Misfits: Series 3, Episode 2

Another new episode of Misfits tonight, here’s a quick look back on how Curtis got in touch with his feminine side. As usual, spoilers follow if you’ve not watched yet.

It looks like we might be going back to having a focus on one of the characters each week for at least five of this series’ eight episodes, and tonight was the turn of Curtis. As we discovered last time, his new power is the ability to turn female, and he used it to his advantage when he discovers a women’s athletics club based in, of course, the community centre. He meets a fellow runner called Emma (Hannah Britland), and when she later sees him in his usual form, she’s starstruck and ends up sleeping with him. All very nice for Curtis – until she confides to his female form that the sex was terrible.

Curtis is obviously a little perturbed by this news, and turning to Alisha to see if he gets any better reviews (remembering that he couldn’t touch her when they were together) makes things even worse. So, he does what any man would eventually end up doing given the gender-swapping power he has and, erm, gets to know his female self a little better.
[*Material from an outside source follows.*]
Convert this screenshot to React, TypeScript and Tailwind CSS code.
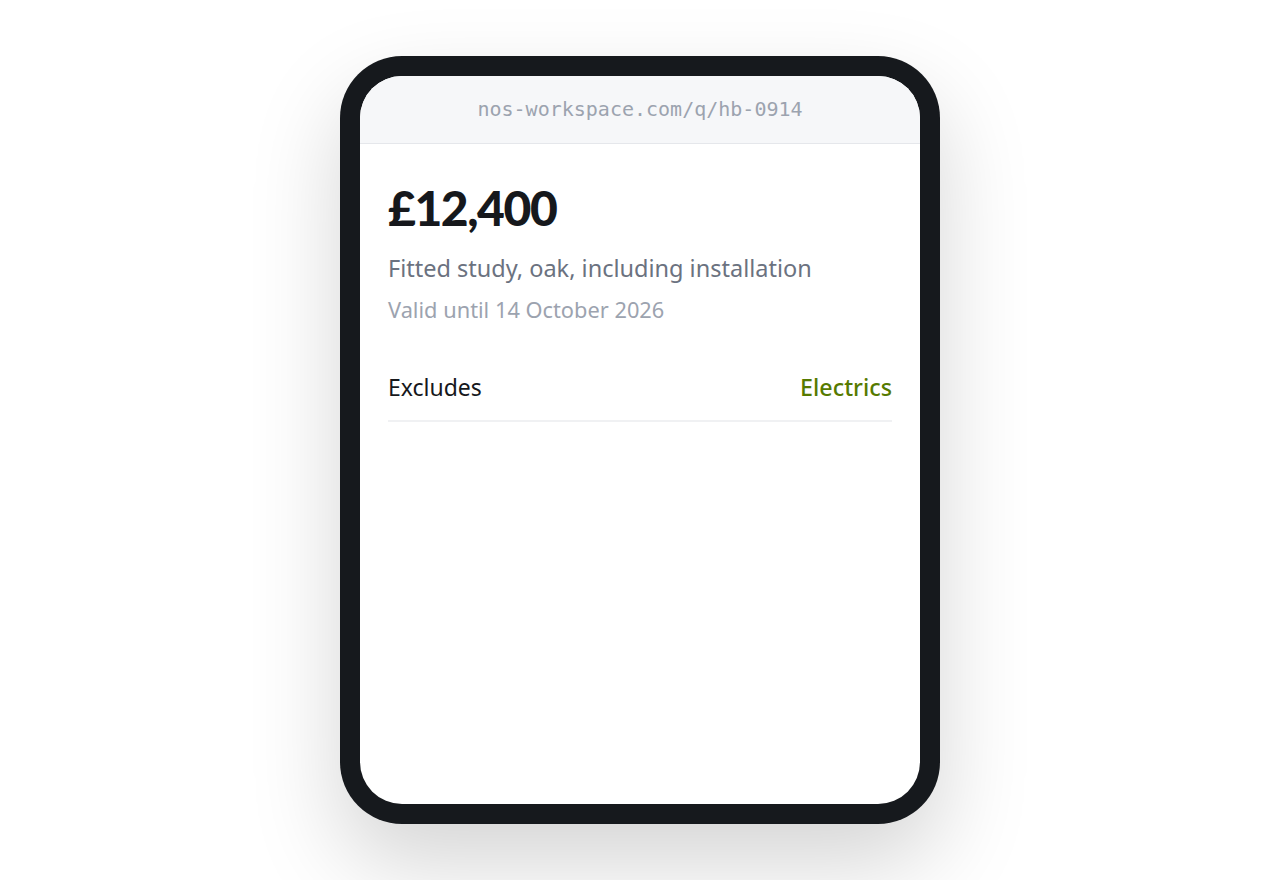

Meanwhile, Kelly the rocket scientist helps Seth out with a car breakdown, with more than a little chemistry in the air. She and Alisha follow him to a cemetery, presumably another hint in the series-long arc, with the power he was searching for last week probably having something to do with the girl buried at the grave he visited.

Curtis, as his alter-ego “Mel” (Kehinde Fadipe), is getting ready to go to a party when Simon sees him. Curtis has to own up to his true identity and the ever-helpful Simon gives him a hand with the tricky zip on the back of his dress, while Kelly looks on, getting entirely the wrong end of the stick. Mel goes to see Emma and ends up sleeping with her again – he’s a man in a woman’s body and so.. well.. as Simon later suggested, that probably makes Curtis a lesbian. Or something.

Things take a turn for the worse when the athletics coach Mark (Jay Taylor) touches Mel inappropriately. Later, at a party, he slips some rohypnol in her drink, rendering her barely conscious. Rudy is the first to take advantage of her state, though, doing something he’d later regret. But Mark takes things a step further when he attempts to rape Mel in the back of his car. Mel becomes Curtis and Mark gets a “Crying Game”-style surprise and a punch in the face.

Things then get a little complicated. Kelly thinks Mel has been flirting with Simon and Emma thinks she’s been sleeping with Curtis – in other words, having an affair with himself. Only when probation officer Shaun is out of the room can Simon tell everyone that Mel is Curtis, much to Rudy’s disgust. Curtis goes to explain himself to Emma, only to discover that she’s gone out for a drink with Mark. Knowing what he has planned, Curtis runs to her rescue, getting there just in time. The next day, he shows her his power, and what he’s done with the battered Mark, chained to some railings. Quite a fortunate escape for this particularly nasty character, considering the fates of some of the other people our gang have encountered.

Curtis always felt like the least developed character in the series, so it was really good to examine the shamed Olympic hopeful properly for the first time since series one. It was interesting to note that he ended the episode with a smile on his face, perhaps a sign that the moody character, who was so full of regret when we originally met him that he had the power to turn back time, is now moving on with his life.

The episode used the superpowers to explore such issues as sexuality, the objectification of women and date rape in a way that no straightforward drama would be able to, with an emphasis on a man seeing the world through a woman’s eyes. Heavy stuff indeed, and it was interesting to note that for once the bad guy didn’t have any powers of his own. The balance between these sensitive topics and the usual Misfits humour (Curtis’ difficulties with female bodily functions, Rudy’s crude asides) was a tricky one and wasn’t entirely successful. But if the comedy didn’t quite sit as right as it usually does, the dramatic core of the episode was very good. I’m not sure there’s been many TV love triangles where the man and one of the women is the same person.